Unfairly or not, Millennials have a reputation for being “entitled," so recent college graduates need to be extra careful when trying to duck out early.

“Millennials are perceived as experts in technology—they are the ones to ask when the company system is updated,” says Hallie Crawford, a certified career coach.  “But Millennials can also be perceived as a generation with a lower work ethic or as not wanting to pay their dues.”

When you’re new at a company, it’s a good idea to go the extra mile—at least initially. “I feel like philosophically, do yourself a favor and gear up,” says Mehl. “Get yourself a suit—maybe not for a start-up—but hold standards that are smart ones. Model behavior that says ‘I want to be on top of things.’”

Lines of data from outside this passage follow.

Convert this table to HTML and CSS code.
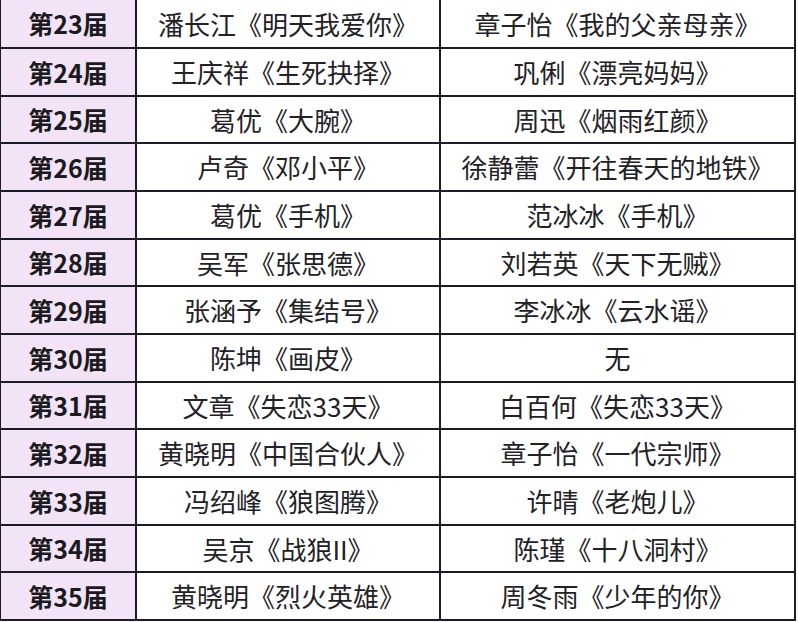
FILE: index.html
```html
<!DOCTYPE html>
<html lang="zh">
<head>
<meta charset="utf-8">
<title>影帝影后</title>
<link rel="stylesheet" href="styles.css">
</head>
<body>
<table class="awards">
<tbody>
<tr class="r48"><th>第23届</th><td>潘长江《明天我爱你》</td><td>章子怡《我的父亲母亲》</td></tr>
<tr class="r48"><th>第24届</th><td>王庆祥《生死抉择》</td><td>巩俐《漂亮妈妈》</td></tr>
<tr class="r47"><th>第25届</th><td>葛优《大腕》</td><td>周迅《烟雨红颜》</td></tr>
<tr class="r48"><th>第26届</th><td>卢奇《邓小平》</td><td>徐静蕾《开往春天的地铁》</td></tr>
<tr class="r48"><th>第27届</th><td>葛优《手机》</td><td>范冰冰《手机》</td></tr>
<tr class="r47"><th>第28届</th><td>吴军《张思德》</td><td>刘若英《天下无贼》</td></tr>
<tr class="r48"><th>第29届</th><td>张涵予《集结号》</td><td>李冰冰《云水谣》</td></tr>
<tr class="r48"><th>第30届</th><td>陈坤《画皮》</td><td>无</td></tr>
<tr class="r47"><th>第31届</th><td>文章《失恋33天》</td><td>白百何《失恋33天》</td></tr>
<tr class="r48"><th>第32届</th><td>黄晓明《中国合伙人》</td><td>章子怡《一代宗师》</td></tr>
<tr class="r48"><th>第33届</th><td>冯绍峰《狼图腾》</td><td>许晴《老炮儿》</td></tr>
<tr class="r47"><th>第34届</th><td>吴京《战狼II》</td><td>陈瑾《十八洞村》</td></tr>
<tr class="r48"><th>第35届</th><td>黄晓明《烈火英雄》</td><td>周冬雨《少年的你》</td></tr>
</tbody>
</table>
</body>
</html>
```
FILE: styles.css
```css
html, body {
  margin: 0;
  padding: 0;
  background: #fbfbfb;
}
.awards {
  border-collapse: collapse;
  table-layout: fixed;
  width: 797px;
  margin-left: -1px;
  font-family: "Noto Sans CJK SC", "Noto Sans", sans-serif;
  color: #1b1b1f;
}
.awards th, .awards td {
  border: 2px solid #1c1c26;
  padding: 0;
  text-align: center;
  vertical-align: middle;
  line-height: 1;
}
.awards tr:first-child th, .awards tr:first-child td {
  border-top: none;
}
.awards th {
  width: 134px;
  background: #f2e4f6;
  font-weight: 700;
  font-size: 25px;
}
.awards td {
  background: #ffffff;
  font-weight: 400;
  font-size: 26px;
  color: #222226;
}
.awards td:nth-child(2) {
  width: 302px;
}
.r48 { height: 48px; }
.r47 { height: 47px; }
```
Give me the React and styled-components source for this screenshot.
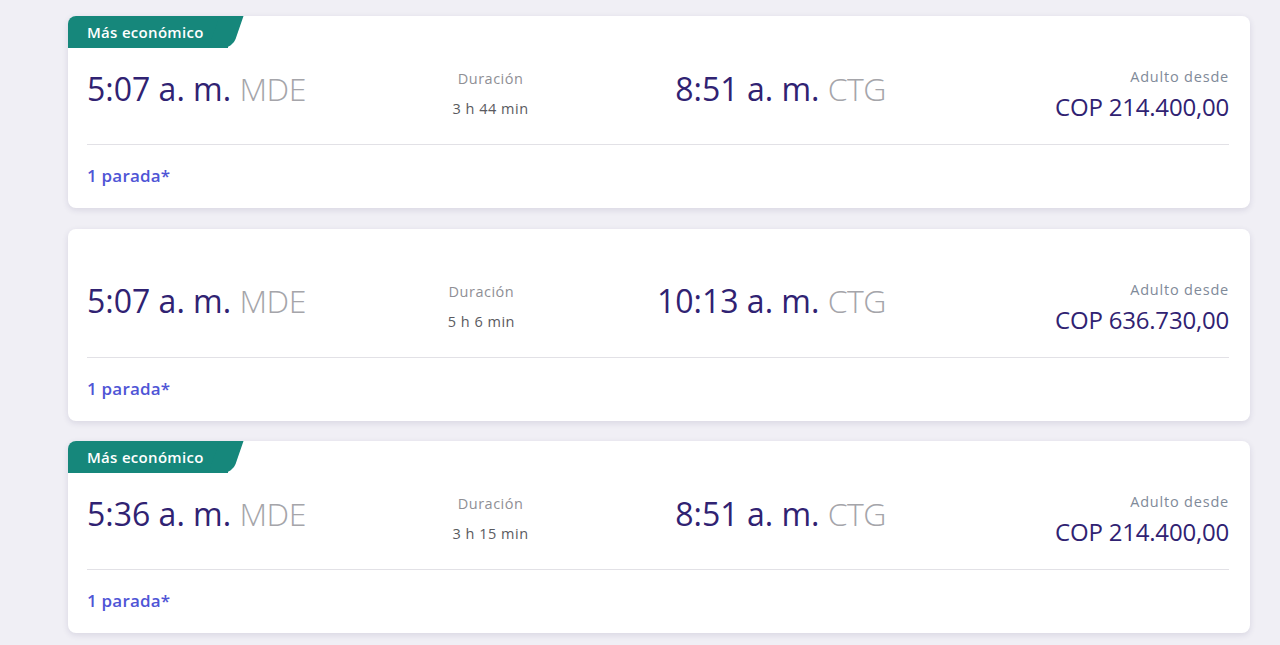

At a more junior level, it can be hard to get permission for privileges usually reserved for more senior staffers, such as working remotely. At the same time, however, the more trust you’ve established with your boss, the more likely you are to get flexible working hours.

“I would say seniority matters, but what matters more is your brand and your performance,” says Rider. “There’s real trust involved with working remotely. So you may be privileged the same benefits as someone else with a very different tenure because you’re highly thought of and trusted.”

And when it doubt, communicate. “It’s okay to be vulnerable and literally say, 'If I leave at 5, will the perception be that I’m slacking?’” says Mehl. “People want to think you’re starving for the job and you’re hungry as heck. Communication goes a long way.”


At a certain point in everyone’s career, they have to come to terms with the sacrifices and compromises their job demands.

“Someone told me when I was first starting out that there are three things in a job: money, people, and if you’re learning something," Rider says. "If you have two of those things, you’re doing pretty well. You decide which of those are important. It’s deciding your values, where you want to go, and what you want to do.”